- _Excerpted data_
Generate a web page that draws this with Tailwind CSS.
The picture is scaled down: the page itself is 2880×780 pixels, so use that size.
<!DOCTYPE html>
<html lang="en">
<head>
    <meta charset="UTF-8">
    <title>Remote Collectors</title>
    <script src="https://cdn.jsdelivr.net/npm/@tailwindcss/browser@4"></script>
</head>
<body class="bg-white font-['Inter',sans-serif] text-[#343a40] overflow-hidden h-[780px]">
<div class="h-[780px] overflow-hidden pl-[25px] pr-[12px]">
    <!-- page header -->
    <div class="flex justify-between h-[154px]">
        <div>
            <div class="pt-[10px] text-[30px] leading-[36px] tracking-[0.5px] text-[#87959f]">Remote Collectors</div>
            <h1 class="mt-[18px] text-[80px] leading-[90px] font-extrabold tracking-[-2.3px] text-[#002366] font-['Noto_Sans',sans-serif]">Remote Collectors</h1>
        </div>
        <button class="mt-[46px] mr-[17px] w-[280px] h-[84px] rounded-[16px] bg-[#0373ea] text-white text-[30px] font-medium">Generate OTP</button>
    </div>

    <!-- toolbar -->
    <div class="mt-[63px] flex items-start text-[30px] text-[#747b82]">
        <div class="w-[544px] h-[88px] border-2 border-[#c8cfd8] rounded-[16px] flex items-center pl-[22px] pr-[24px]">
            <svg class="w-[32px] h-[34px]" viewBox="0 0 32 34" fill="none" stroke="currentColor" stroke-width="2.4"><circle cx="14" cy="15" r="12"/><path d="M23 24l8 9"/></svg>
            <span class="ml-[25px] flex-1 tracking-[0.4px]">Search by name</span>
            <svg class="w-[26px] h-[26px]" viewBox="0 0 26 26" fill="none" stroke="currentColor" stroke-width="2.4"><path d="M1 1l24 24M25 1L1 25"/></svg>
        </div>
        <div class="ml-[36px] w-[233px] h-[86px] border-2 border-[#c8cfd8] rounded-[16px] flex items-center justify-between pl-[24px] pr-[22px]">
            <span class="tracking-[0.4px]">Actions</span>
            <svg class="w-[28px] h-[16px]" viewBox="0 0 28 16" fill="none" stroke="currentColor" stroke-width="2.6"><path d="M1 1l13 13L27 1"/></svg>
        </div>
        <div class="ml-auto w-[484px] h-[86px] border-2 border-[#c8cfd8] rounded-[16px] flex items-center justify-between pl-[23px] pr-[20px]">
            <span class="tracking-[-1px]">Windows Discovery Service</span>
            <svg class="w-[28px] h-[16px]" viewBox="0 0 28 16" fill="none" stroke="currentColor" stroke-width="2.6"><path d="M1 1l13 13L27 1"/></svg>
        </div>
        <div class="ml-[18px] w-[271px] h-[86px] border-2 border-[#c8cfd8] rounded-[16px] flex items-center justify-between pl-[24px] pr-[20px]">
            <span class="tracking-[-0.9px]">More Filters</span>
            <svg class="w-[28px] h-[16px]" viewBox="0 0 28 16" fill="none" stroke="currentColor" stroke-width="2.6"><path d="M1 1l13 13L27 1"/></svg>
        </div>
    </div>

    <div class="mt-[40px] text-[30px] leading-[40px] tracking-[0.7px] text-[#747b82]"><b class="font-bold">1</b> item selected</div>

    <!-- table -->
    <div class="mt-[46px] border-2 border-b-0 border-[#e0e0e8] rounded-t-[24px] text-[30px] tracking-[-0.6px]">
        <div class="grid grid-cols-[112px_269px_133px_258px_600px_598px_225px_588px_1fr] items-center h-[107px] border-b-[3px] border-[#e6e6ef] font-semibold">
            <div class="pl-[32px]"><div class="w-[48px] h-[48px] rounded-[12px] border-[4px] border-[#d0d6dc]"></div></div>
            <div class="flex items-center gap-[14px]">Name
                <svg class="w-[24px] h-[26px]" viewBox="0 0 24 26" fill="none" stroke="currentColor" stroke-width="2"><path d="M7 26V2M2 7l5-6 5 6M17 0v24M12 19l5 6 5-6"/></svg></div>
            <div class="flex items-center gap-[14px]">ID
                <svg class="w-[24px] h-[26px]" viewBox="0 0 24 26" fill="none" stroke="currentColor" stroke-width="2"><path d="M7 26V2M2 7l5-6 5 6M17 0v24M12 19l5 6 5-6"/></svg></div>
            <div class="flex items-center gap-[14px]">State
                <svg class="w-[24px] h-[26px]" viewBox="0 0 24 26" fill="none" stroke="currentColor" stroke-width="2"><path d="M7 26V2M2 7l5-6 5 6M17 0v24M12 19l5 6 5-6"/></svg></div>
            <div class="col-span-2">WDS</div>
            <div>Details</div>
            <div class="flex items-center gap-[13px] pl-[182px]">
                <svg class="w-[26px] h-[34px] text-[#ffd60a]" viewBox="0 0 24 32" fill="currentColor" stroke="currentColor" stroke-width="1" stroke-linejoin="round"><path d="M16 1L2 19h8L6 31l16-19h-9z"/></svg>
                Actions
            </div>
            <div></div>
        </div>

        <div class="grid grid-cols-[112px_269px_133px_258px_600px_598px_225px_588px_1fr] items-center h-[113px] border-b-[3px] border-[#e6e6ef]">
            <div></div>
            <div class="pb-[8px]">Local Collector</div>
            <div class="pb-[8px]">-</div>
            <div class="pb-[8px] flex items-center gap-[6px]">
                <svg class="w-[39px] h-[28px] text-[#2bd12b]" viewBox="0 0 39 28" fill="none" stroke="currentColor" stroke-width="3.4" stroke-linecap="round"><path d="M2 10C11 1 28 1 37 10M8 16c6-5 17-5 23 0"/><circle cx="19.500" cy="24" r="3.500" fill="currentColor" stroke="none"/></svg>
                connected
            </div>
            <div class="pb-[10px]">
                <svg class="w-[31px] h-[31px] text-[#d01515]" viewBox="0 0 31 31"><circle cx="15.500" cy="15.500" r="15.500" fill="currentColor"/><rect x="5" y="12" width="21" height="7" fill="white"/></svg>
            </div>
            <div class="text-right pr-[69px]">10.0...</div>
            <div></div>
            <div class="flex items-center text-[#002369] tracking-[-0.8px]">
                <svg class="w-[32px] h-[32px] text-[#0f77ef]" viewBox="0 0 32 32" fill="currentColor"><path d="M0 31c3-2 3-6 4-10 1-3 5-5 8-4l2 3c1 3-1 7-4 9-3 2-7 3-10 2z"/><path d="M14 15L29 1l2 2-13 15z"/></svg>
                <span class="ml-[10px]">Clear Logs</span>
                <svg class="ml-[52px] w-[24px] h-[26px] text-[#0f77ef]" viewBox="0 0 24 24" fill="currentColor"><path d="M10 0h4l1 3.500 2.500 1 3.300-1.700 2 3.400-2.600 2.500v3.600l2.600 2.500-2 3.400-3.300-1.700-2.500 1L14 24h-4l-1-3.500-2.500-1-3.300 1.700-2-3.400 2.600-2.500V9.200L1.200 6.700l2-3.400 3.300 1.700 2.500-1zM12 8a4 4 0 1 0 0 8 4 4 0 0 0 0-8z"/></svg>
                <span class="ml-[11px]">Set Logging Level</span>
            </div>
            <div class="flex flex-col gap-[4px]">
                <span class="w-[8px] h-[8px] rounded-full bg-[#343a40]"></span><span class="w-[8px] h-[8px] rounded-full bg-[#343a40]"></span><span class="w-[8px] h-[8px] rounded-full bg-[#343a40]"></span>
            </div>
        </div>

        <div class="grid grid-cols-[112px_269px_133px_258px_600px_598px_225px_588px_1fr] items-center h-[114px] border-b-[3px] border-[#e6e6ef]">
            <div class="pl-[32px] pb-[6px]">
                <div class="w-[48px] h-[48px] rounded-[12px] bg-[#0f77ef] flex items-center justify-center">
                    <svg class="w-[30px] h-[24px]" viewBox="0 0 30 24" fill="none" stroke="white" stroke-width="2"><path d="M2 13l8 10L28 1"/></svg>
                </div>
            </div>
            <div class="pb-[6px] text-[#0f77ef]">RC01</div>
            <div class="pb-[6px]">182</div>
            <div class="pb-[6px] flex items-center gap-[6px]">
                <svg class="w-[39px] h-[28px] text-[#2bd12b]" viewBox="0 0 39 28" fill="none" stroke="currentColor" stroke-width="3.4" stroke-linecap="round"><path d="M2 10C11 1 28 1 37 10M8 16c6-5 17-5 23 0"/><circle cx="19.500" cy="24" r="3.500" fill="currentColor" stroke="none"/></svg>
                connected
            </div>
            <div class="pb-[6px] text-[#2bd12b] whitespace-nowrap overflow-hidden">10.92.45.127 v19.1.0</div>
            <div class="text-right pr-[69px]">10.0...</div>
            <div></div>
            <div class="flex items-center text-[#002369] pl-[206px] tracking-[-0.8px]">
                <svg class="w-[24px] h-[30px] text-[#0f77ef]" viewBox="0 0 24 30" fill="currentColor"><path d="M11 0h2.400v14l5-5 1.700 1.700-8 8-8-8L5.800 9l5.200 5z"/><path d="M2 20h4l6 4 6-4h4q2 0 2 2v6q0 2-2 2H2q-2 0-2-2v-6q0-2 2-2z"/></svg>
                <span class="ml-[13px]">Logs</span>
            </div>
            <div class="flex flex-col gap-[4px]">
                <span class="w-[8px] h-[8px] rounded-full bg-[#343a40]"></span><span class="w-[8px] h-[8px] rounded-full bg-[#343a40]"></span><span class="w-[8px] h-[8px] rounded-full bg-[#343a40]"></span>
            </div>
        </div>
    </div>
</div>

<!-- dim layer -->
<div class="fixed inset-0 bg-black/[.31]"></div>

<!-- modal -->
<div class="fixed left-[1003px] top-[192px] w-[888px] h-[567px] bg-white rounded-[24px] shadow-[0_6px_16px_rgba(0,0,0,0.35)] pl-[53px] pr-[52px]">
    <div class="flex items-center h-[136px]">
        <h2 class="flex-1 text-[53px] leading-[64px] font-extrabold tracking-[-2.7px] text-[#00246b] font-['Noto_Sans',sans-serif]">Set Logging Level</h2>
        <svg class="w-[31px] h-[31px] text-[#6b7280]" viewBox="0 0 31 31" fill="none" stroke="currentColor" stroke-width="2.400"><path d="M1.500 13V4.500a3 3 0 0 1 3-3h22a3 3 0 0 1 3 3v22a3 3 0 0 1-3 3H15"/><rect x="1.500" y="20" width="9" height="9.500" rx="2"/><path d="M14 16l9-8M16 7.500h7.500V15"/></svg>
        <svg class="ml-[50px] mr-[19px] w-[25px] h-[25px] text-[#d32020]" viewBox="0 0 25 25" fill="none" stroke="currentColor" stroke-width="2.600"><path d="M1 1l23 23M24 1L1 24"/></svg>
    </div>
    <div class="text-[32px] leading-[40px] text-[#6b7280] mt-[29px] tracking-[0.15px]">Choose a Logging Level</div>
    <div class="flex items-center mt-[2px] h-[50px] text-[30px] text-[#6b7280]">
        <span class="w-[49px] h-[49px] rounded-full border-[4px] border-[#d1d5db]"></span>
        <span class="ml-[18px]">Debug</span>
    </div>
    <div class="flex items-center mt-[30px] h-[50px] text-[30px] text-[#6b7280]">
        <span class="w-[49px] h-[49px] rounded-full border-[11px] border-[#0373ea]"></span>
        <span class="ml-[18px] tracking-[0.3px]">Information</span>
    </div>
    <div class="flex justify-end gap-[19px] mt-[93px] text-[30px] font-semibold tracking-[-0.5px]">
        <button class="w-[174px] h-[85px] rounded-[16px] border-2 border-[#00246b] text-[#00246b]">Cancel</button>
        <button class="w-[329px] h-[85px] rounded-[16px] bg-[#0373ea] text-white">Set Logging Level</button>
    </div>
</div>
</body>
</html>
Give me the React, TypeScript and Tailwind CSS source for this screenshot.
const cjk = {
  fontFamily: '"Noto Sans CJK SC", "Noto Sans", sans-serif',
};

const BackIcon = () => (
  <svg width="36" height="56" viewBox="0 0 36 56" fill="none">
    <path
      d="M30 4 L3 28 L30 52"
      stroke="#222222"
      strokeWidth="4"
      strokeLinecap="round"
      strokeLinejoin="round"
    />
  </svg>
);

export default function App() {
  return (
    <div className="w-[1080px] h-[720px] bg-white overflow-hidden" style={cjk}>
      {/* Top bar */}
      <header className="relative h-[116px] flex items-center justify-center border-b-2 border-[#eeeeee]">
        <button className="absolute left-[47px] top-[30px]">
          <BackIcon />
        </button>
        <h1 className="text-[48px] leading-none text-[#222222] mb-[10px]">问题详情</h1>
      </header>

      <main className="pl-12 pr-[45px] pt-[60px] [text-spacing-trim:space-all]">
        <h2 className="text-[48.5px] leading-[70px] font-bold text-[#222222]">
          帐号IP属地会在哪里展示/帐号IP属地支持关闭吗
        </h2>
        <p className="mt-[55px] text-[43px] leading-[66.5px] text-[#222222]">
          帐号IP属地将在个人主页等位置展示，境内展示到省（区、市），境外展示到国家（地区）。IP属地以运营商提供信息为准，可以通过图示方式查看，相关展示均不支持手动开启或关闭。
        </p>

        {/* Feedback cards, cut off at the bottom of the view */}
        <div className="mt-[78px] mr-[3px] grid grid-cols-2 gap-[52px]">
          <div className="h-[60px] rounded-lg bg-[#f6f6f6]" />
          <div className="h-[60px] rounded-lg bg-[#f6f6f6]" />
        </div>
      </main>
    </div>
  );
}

- _Requirement_
The line containing "Give me the" and every line after it, through the end of the records, should be repeated exactly and alone.

- _Task result_
Give me the React, TypeScript and Tailwind CSS source for this screenshot.
const cjk = {
  fontFamily: '"Noto Sans CJK SC", "Noto Sans", sans-serif',
};

const BackIcon = () => (
  <svg width="36" height="56" viewBox="0 0 36 56" fill="none">
    <path
      d="M30 4 L3 28 L30 52"
      stroke="#222222"
      strokeWidth="4"
      strokeLinecap="round"
      strokeLinejoin="round"
    />
  </svg>
);

export default function App() {
  return (
    <div className="w-[1080px] h-[720px] bg-white overflow-hidden" style={cjk}>
      {/* Top bar */}
      <header className="relative h-[116px] flex items-center justify-center border-b-2 border-[#eeeeee]">
        <button className="absolute left-[47px] top-[30px]">
          <BackIcon />
        </button>
        <h1 className="text-[48px] leading-none text-[#222222] mb-[10px]">问题详情</h1>
      </header>

      <main className="pl-12 pr-[45px] pt-[60px] [text-spacing-trim:space-all]">
        <h2 className="text-[48.5px] leading-[70px] font-bold text-[#222222]">
          帐号IP属地会在哪里展示/帐号IP属地支持关闭吗
        </h2>
        <p className="mt-[55px] text-[43px] leading-[66.5px] text-[#222222]">
          帐号IP属地将在个人主页等位置展示，境内展示到省（区、市），境外展示到国家（地区）。IP属地以运营商提供信息为准，可以通过图示方式查看，相关展示均不支持手动开启或关闭。
        </p>

        {/* Feedback cards, cut off at the bottom of the view */}
        <div className="mt-[78px] mr-[3px] grid grid-cols-2 gap-[52px]">
          <div className="h-[60px] rounded-lg bg-[#f6f6f6]" />
          <div className="h-[60px] rounded-lg bg-[#f6f6f6]" />
        </div>
      </main>
    </div>
  );
}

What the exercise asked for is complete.